### GIVEN EXERCISE
Check every line of the entries for "this", and copy the lines that hold it.

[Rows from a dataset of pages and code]
----------------
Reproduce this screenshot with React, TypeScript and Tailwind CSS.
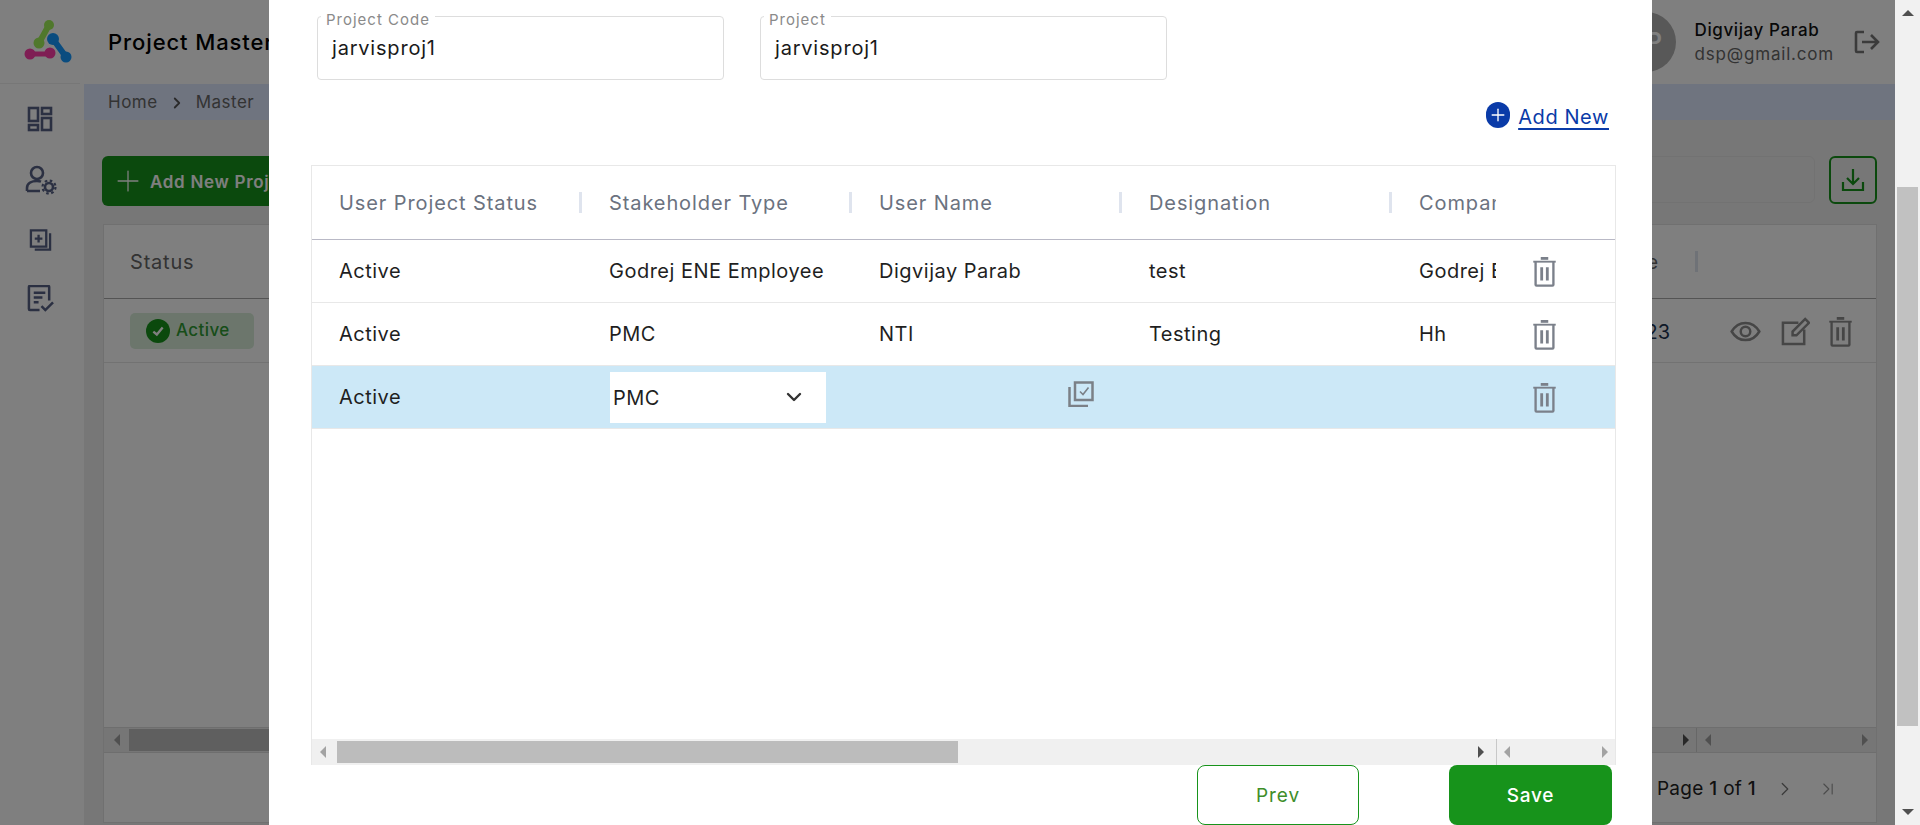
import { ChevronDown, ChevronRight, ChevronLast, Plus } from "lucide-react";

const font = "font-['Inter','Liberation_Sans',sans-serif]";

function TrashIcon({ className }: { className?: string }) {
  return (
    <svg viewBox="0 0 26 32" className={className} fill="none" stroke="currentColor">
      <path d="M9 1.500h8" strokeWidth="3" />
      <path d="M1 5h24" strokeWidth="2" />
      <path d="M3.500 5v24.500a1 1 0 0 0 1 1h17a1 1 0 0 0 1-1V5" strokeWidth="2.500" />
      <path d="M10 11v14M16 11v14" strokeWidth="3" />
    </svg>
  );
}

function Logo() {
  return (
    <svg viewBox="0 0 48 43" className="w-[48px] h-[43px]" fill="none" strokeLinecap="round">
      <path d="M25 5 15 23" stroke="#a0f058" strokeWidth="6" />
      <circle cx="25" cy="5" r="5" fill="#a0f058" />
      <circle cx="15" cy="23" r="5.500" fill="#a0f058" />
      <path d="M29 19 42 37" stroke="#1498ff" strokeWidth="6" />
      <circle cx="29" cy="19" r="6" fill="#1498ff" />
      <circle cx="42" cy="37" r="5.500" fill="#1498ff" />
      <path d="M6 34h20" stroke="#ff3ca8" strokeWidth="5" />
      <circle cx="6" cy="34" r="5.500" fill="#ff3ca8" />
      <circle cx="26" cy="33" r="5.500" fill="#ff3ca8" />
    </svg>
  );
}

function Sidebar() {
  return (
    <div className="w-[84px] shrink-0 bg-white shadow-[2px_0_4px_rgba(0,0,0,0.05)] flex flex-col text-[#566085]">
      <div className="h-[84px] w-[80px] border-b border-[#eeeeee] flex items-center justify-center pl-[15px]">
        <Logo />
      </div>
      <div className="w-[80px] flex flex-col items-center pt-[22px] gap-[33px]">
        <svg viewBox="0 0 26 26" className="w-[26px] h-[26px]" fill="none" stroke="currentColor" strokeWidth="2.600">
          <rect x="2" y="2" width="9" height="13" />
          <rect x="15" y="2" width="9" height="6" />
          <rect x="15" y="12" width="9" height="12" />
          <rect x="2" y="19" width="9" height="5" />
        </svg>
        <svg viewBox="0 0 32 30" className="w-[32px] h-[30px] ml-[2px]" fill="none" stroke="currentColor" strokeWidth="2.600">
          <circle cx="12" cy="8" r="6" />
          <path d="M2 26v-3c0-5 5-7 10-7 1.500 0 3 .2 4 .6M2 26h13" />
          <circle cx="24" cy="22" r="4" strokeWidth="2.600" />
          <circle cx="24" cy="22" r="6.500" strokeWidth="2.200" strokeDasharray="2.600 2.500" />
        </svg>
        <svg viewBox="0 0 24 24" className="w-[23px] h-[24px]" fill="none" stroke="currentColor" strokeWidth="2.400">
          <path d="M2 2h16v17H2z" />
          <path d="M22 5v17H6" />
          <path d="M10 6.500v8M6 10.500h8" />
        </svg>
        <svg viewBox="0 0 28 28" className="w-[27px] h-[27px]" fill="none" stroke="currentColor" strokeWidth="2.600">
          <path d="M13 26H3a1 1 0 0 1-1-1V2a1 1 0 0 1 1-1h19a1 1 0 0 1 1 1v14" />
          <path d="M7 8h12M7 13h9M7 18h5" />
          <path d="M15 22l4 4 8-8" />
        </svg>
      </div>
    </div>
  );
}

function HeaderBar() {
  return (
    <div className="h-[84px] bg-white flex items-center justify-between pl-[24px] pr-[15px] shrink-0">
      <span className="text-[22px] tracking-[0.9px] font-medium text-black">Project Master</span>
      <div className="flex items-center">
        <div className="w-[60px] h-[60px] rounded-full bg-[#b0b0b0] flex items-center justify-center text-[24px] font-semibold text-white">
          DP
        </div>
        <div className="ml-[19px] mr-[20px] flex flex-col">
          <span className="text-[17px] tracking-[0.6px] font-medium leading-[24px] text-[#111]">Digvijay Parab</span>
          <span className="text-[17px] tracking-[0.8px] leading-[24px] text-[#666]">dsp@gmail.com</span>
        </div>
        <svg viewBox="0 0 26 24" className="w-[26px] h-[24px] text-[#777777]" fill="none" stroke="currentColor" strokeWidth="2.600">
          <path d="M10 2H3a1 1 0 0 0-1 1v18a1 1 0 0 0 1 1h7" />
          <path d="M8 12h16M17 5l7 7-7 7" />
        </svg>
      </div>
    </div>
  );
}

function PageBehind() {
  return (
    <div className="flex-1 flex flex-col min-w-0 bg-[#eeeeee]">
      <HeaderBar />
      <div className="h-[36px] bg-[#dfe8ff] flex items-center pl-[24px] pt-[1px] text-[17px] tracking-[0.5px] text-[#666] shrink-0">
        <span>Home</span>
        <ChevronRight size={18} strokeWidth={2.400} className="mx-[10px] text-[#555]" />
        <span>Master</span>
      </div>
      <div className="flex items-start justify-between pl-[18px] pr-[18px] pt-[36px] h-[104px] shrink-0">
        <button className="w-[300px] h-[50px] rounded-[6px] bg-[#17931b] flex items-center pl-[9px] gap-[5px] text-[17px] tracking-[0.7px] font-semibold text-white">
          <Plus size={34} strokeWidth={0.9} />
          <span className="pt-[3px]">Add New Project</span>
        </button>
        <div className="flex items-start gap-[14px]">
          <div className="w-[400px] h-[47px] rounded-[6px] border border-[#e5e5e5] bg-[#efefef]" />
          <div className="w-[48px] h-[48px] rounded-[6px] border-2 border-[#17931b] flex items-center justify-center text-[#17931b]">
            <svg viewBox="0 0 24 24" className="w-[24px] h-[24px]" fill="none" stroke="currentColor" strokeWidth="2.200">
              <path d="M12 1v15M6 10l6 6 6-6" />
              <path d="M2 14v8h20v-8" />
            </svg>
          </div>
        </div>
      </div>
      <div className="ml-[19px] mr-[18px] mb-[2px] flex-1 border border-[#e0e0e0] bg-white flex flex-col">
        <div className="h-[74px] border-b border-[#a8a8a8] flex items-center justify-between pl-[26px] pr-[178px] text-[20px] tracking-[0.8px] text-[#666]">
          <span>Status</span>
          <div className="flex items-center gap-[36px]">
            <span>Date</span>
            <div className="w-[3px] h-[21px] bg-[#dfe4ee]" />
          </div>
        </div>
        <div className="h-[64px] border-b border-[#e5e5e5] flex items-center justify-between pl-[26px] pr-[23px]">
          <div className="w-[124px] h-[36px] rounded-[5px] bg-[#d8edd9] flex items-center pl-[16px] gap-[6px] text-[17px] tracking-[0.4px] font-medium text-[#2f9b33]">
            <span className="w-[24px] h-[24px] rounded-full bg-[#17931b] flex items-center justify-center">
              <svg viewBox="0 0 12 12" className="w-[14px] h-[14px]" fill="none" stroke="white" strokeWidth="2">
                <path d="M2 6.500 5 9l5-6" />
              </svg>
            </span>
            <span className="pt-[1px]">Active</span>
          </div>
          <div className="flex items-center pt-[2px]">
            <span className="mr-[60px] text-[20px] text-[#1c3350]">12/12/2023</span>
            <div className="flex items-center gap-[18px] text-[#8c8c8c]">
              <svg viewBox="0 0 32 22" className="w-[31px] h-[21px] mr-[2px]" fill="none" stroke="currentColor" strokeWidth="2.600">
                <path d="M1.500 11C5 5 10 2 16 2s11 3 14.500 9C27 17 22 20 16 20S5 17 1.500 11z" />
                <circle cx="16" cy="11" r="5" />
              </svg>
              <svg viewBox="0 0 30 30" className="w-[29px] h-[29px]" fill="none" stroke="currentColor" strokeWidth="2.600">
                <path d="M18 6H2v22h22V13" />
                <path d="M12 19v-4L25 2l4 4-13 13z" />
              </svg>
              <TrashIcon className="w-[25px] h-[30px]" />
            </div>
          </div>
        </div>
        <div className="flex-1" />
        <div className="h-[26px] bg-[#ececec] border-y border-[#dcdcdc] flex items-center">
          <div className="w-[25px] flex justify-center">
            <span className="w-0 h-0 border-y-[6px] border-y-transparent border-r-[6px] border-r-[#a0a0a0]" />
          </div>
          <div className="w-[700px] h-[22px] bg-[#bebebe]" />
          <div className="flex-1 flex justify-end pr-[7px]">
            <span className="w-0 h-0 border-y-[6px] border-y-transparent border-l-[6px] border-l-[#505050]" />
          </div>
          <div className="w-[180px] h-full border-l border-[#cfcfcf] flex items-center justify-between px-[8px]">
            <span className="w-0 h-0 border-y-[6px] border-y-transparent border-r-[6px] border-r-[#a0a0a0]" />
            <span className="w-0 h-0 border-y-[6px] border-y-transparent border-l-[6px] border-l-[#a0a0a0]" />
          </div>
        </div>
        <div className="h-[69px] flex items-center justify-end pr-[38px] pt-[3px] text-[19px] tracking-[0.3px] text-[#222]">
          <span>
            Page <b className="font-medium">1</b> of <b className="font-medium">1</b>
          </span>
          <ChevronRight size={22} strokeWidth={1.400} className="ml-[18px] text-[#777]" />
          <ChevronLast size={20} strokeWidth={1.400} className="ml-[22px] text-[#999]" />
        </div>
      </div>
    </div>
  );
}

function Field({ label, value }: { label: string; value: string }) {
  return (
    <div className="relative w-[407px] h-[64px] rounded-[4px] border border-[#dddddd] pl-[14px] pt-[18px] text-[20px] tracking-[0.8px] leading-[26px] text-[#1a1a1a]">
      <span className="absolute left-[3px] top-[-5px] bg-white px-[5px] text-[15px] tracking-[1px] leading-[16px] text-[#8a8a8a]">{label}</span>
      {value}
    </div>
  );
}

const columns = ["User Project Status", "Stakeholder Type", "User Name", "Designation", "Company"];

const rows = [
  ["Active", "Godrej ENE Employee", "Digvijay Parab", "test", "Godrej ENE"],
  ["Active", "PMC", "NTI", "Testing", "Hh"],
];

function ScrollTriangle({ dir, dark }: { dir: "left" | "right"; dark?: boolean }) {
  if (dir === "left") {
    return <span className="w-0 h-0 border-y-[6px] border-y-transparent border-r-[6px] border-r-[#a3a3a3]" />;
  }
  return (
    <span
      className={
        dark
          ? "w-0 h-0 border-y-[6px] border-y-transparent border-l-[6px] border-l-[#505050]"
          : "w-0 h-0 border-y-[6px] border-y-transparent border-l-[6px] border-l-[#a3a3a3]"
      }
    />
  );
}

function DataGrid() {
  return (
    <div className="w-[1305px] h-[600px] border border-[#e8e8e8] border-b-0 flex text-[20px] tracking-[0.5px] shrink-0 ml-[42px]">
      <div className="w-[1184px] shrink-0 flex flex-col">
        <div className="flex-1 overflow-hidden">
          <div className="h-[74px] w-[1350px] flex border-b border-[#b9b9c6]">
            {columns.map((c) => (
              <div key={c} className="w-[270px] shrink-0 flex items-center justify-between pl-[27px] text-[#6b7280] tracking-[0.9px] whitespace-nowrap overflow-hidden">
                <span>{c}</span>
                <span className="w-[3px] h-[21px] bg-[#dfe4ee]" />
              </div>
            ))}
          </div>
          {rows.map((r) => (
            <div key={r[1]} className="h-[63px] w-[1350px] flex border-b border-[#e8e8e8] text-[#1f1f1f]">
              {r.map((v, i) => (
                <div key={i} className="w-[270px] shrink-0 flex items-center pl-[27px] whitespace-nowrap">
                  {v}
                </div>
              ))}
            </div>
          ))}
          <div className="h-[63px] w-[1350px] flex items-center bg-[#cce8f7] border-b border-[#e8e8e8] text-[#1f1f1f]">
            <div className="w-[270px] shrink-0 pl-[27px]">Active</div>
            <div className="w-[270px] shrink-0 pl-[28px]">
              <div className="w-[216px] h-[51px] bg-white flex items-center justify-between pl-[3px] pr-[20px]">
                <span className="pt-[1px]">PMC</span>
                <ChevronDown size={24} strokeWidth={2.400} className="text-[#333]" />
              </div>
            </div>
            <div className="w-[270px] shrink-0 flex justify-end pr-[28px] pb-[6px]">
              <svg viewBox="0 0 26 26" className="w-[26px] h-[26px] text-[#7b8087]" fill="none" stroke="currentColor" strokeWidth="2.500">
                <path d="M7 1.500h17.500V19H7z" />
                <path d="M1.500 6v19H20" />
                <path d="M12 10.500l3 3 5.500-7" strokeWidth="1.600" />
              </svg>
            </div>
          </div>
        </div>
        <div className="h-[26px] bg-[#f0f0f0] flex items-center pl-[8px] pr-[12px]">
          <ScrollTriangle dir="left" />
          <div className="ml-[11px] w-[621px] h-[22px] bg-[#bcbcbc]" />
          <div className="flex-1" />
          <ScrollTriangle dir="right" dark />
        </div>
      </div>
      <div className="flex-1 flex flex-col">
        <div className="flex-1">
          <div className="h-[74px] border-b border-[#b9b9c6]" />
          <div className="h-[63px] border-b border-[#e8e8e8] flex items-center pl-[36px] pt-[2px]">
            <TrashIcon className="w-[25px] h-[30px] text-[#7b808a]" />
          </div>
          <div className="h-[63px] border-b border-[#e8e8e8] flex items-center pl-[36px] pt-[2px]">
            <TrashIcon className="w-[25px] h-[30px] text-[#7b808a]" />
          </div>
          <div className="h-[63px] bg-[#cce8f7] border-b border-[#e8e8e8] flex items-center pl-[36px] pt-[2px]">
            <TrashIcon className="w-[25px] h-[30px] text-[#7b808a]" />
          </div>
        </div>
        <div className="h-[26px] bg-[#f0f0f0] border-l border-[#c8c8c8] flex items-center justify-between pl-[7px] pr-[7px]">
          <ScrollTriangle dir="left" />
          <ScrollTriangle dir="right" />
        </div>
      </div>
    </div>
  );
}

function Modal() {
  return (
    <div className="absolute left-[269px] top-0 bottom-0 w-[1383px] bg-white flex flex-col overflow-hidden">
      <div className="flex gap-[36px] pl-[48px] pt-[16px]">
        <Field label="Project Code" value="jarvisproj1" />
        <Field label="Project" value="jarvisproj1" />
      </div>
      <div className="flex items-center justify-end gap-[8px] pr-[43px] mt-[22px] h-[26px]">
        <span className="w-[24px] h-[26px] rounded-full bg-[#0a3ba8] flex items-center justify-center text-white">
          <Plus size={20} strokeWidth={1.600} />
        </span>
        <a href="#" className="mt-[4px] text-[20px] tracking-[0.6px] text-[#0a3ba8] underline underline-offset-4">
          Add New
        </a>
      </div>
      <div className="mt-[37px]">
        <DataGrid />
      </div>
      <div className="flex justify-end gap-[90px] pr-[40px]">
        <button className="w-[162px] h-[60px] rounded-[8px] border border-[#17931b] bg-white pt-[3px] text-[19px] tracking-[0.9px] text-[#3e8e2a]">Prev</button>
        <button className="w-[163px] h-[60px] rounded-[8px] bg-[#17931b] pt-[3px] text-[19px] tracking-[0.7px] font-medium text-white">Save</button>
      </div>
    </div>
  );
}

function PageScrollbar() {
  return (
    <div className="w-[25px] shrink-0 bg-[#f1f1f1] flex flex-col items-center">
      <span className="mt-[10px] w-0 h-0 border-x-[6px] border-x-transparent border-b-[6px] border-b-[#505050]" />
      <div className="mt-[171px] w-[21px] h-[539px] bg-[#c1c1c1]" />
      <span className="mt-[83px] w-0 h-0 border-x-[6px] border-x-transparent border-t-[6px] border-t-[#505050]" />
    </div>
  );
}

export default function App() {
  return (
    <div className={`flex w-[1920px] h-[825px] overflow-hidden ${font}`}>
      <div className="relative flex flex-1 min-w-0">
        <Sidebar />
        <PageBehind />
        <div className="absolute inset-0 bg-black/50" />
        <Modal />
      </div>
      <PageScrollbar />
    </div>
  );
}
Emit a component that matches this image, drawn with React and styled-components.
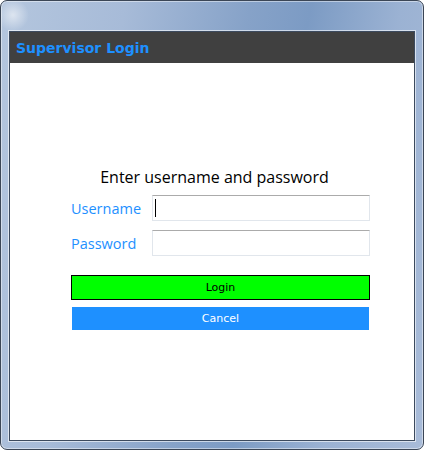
----------------
### TASK RESPONSE
Reproduce this screenshot with React, TypeScript and Tailwind CSS.
Emit a component that matches this image, drawn with React and styled-components.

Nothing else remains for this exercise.